“Getting the Hang of It”
(see Phyllis’ interview on EYE)
From the Ladies Home Journal, 1974
By Phyllis Theroux
Rocking slowly back and forth, pressing the worms in my chest against my hunched-up knees. One little daughter banging for all she’s worth against the front door. The baby, needing to be changed, crying in the backyard. A husband fixing the brakes on his bicycle on the patio. And I am rocking back and forth, not knowing where to place my hands, fix my gaze, or rest my soul.
When the time finally came, I was quite glad to be done with blue jeans and undershirts. One September afternoon my friend Patsy’s mother came to the front door and said that Patsy “wouldn’t be coming out to play today.” I cocked my head toward the second floor and heard radio tunes straining through an open window. I realized Patsy’s time had come. She had dropped out of neighborhood games in favor of curling her hair and pushing back her cuticles with an orange stick. My own participation in ‘Kick the Can grew more desultory. And when my breasts began to hurt from catching hard foot balls, I dropped out, too.
I remember vividly the romance of girlhood when it finally arrived: Merry Widow waist cinchers, crinolines, knowing that I was a rather good dancer. To be perfectly truthful, I didn’t date a lot of boys who measured up to the Big Prize, but they did serve as hooks on which to hang own private visions of marriage.
My tastes lay with the earnest young men who suffered, which brought me into much contact with the short, the acned and the shy. We confessed to thoughts of suicide, fear of breakdowns and worries about Cod. After an evening spent turning over our notions of Beauty, Truth, and Goodness for each other’s inspection, we both felt terribly meaningful. I assumed that this kind of conversation would go on with whomever I married. The little wife would serve up those uniquely feminine insights. I could hardly wait. I had so many stored up.
Always I am trying to communicate. Always he is trying to avoid it. When my soul writhes, I am annoyingly ready to talk about it. Only if I were to take away his children would there be consternation. That is the evil, smelly, never-to-be-played trump card.
In various ways, my family taught me to pity those hot-blooded girls who lent themselves around. It was strongly implied that whereas those thoughtless creatures would marry truck drivers, or worse, I would have my pick of the Ivy League. And so it was that I spent my adolescent passion on the volleyball court, while my peers were getting drunk under their parents’ pianos. I might have been tempted to go astray had I been sought after by the studs of the neighborhood, but they were much more interested in what was going on under the neighborhood pianos.

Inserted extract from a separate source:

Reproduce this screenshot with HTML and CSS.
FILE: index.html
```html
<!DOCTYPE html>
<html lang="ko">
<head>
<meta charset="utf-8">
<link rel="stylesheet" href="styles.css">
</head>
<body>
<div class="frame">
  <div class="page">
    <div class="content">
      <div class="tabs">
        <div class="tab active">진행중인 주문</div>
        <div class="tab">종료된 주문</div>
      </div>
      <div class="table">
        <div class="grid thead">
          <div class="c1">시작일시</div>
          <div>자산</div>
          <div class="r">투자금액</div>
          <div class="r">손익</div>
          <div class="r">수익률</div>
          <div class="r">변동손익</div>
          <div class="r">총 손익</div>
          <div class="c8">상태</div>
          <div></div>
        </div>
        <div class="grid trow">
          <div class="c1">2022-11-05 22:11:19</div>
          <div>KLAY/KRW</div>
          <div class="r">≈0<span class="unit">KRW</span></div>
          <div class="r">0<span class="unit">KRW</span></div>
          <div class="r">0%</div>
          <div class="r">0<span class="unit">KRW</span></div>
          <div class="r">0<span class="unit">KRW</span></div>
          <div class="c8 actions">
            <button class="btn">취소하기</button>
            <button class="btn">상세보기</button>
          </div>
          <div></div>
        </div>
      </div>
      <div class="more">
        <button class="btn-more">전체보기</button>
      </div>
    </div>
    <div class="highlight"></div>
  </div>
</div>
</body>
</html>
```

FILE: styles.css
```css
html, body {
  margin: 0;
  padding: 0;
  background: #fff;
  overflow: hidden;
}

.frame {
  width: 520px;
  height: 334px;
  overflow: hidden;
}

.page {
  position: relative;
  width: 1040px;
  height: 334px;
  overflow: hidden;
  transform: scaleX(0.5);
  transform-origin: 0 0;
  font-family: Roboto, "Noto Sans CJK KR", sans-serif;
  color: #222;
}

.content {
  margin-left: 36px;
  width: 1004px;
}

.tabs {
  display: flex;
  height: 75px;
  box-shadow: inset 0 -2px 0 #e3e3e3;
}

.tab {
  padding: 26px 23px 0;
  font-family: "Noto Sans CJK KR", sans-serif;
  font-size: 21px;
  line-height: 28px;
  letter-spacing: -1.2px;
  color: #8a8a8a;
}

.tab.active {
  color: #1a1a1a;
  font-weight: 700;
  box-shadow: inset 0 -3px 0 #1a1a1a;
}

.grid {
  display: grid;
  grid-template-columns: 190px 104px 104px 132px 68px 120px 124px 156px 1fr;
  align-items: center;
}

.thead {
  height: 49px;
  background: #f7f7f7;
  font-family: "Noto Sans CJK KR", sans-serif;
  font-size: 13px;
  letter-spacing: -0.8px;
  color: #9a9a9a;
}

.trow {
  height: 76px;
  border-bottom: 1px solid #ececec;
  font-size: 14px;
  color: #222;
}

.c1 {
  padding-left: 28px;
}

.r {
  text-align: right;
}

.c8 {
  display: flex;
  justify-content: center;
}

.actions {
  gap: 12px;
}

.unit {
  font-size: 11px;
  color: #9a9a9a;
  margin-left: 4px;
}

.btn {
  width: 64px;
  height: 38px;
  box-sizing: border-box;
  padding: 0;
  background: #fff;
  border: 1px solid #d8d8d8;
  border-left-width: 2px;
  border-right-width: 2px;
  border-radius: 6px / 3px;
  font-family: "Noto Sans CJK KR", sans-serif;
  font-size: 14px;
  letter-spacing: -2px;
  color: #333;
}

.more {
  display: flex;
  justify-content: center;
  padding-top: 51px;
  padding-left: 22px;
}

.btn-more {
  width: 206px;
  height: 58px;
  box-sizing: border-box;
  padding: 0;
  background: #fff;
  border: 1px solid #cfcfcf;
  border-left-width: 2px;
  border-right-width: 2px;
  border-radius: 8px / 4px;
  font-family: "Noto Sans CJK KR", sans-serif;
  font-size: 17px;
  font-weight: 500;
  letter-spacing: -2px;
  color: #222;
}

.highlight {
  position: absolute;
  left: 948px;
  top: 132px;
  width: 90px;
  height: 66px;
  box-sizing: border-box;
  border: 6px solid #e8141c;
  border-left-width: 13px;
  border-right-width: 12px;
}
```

Here we all are at breakfast. “Starts a man off happy,” mother said. So we get with the orange juice, the frying pan, the buttered toast, the bacon. “Hi, sweetie, here’s the paper.”
Here we all are again at dinner.
Off with the denim skirt, on with a little eyebrow pencil, Simon and Garfunkel. “Hi, sweetie, did you have a good day?” Dinner on the table, fresh corn tonight, clean faces, family together. My bones are singing with fatigue.

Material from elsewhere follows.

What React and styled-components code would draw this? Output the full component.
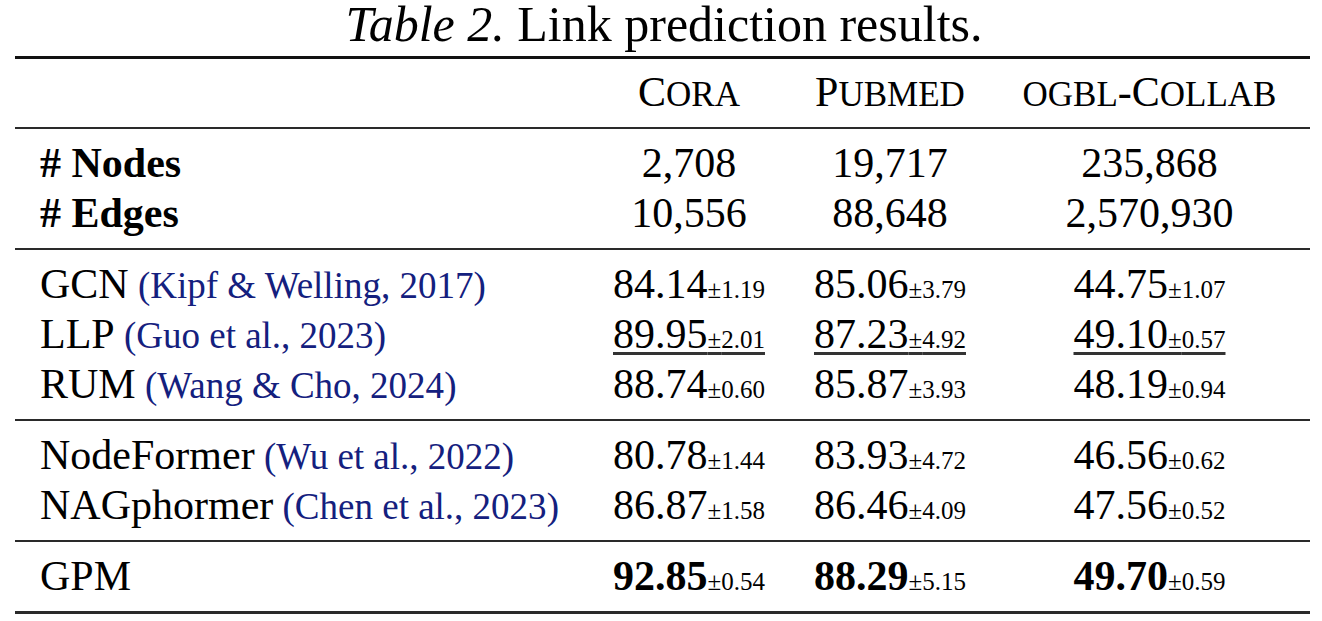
import React from 'react';
import styled, {createGlobalStyle} from 'styled-components';

const GlobalStyle = createGlobalStyle`
    body{
        margin: 0;
        background: #fff;
        font-family: "Liberation Serif", "Times New Roman", serif;
        color: #000;
    }
`;

const groups = [
    [
        {label: '# Nodes', bold: true, stats: ['2,708', '19,717', '235,868']},
        {label: '# Edges', bold: true, stats: ['10,556', '88,648', '2,570,930']},
    ],
    [
        {label: 'GCN', cite: 'Kipf & Welling, 2017', scores: [['84.14', '1.19'], ['85.06', '3.79'], ['44.75', '1.07']]},
        {label: 'LLP', cite: 'Guo et al., 2023', second: true, scores: [['89.95', '2.01'], ['87.23', '4.92'], ['49.10', '0.57']]},
        {label: 'RUM', cite: 'Wang & Cho, 2024', scores: [['88.74', '0.60'], ['85.87', '3.93'], ['48.19', '0.94']]},
    ],
    [
        {label: 'NodeFormer', cite: 'Wu et al., 2022', scores: [['80.78', '1.44'], ['83.93', '4.72'], ['46.56', '0.62']]},
        {label: 'NAGphormer', cite: 'Chen et al., 2023', scores: [['86.87', '1.58'], ['86.46', '4.09'], ['47.56', '0.52']]},
    ],
    [
        {label: 'GPM', best: true, scores: [['92.85', '0.54'], ['88.29', '5.15'], ['49.70', '0.59']]},
    ],
];

const App = () => {
    return(
        <Page>
            <GlobalStyle />
            <Caption><em>Table 2.</em> Link prediction results.</Caption>
            <Table>
                <Section $pad="8px 0 10px">
                    <Row>
                        <Cell $left></Cell>
                        <Cell>C<Sc>ORA</Sc></Cell>
                        <Cell>P<Sc>UBMED</Sc></Cell>
                        <Cell><Sc>OGBL</Sc>-C<Sc>OLLAB</Sc></Cell>
                    </Row>
                </Section>
                {groups.map((group, gi) => (
                    <Section key={gi} $last={gi === groups.length - 1}>
                        {group.map(row => (
                            <Row key={row.label}>
                                <Cell $left $bold={row.bold}>
                                    {row.label}
                                    {row.cite && <Cite> ({row.cite})</Cite>}
                                </Cell>
                                {row.stats && row.stats.map(s => <Cell key={s}>{s}</Cell>)}
                                {row.scores && row.scores.map(([m, sd]) => (
                                    <Cell key={m}>
                                        <Score $under={row.second}>
                                            <Mean $bold={row.best}>{m}</Mean>
                                            <Std>±{sd}</Std>
                                        </Score>
                                    </Cell>
                                ))}
                            </Row>
                        ))}
                    </Section>
                ))}
            </Table>
        </Page>
    )
}

const Page = styled.div`
    width: 1322px;
    height: 621px;
    overflow: hidden;
`;

const Caption = styled.div`
    font-size: 50px;
    line-height: 52px;
    text-align: center;
    padding-left: 6px;
    margin-top: -2px;
    margin-bottom: 6px;
    em{
        font-style: italic;
    }
`;

const Table = styled.div`
    margin-left: 15px;
    width: 1295px;
    border-top: 3px solid #111;
`;

const Section = styled.div`
    padding: ${p => p.$pad || '9px 0 10px'};
    border-bottom: ${p => p.$last ? '3px' : '2px'} solid #2a2a2a;
`;

const Row = styled.div`
    display: grid;
    grid-template-columns: 572px 204px 198px 321px;
    height: 50px;
    line-height: 50px;
    font-size: 42px;
    white-space: nowrap;
`;

const Cell = styled.div`
    text-align: ${p => p.$left ? 'left' : 'center'};
    padding-left: ${p => p.$left ? '25px' : '0'};
    font-weight: ${p => p.$bold ? 'bold' : 'normal'};
`;

const Sc = styled.span`
    font-size: 35px;
`;

const Cite = styled.span`
    font-size: 37px;
    color: #14207e;
`;

const Score = styled.span`
    text-decoration: ${p => p.$under ? 'underline' : 'none'};
    text-decoration-thickness: 3px;
    text-underline-offset: 4px;
    text-decoration-color: #333;
`;

const Mean = styled.span`
    font-weight: ${p => p.$bold ? 'bold' : 'normal'};
`;

const Std = styled.span`
    font-size: 25px;
`;

export default App;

“So why aren’t we eating in the kitchen,” he demands. “Look at the crap the kids have dropped on the carpet!
Damn, there it goes–one day’s worth of scenes ruined by the last take, I can’t take another suffocating minute of it.
My parents were very disciplined about keeping their grievances against each other away from us, which made me very good at not taking them into account at all. I graduated from flats to heels, took planes, spent weekends away, and drank steadily of the Hi-C of life.
Once my mother said, with a sigh, that she wished there was a boarding school for grown-ups that she could check into and live the life that I lived every day. But who would gather anything sinister from that?
I am nowhere. Old sources have been blown away. Still there’s that old lust for tenderness, waiting for an arm to gather me in and bury me against a warm chest. Not tonight. With a half-dozen leg twitches, he kicks himself asleep.
Fear freezes anger. Anger apologizes to fear, I am ready to take the pledge again tomorrow. With the orange juice and bacon the Simon and Garfunkel, the positive approach, and time on my side–all in the hopes that there won’t be crap on the carpet or whatever it is that will roll the day back on top of me. One of these days, I’ll get the hang of the slot machine and it’ll come up three cherries. I release the handle and search for sleep.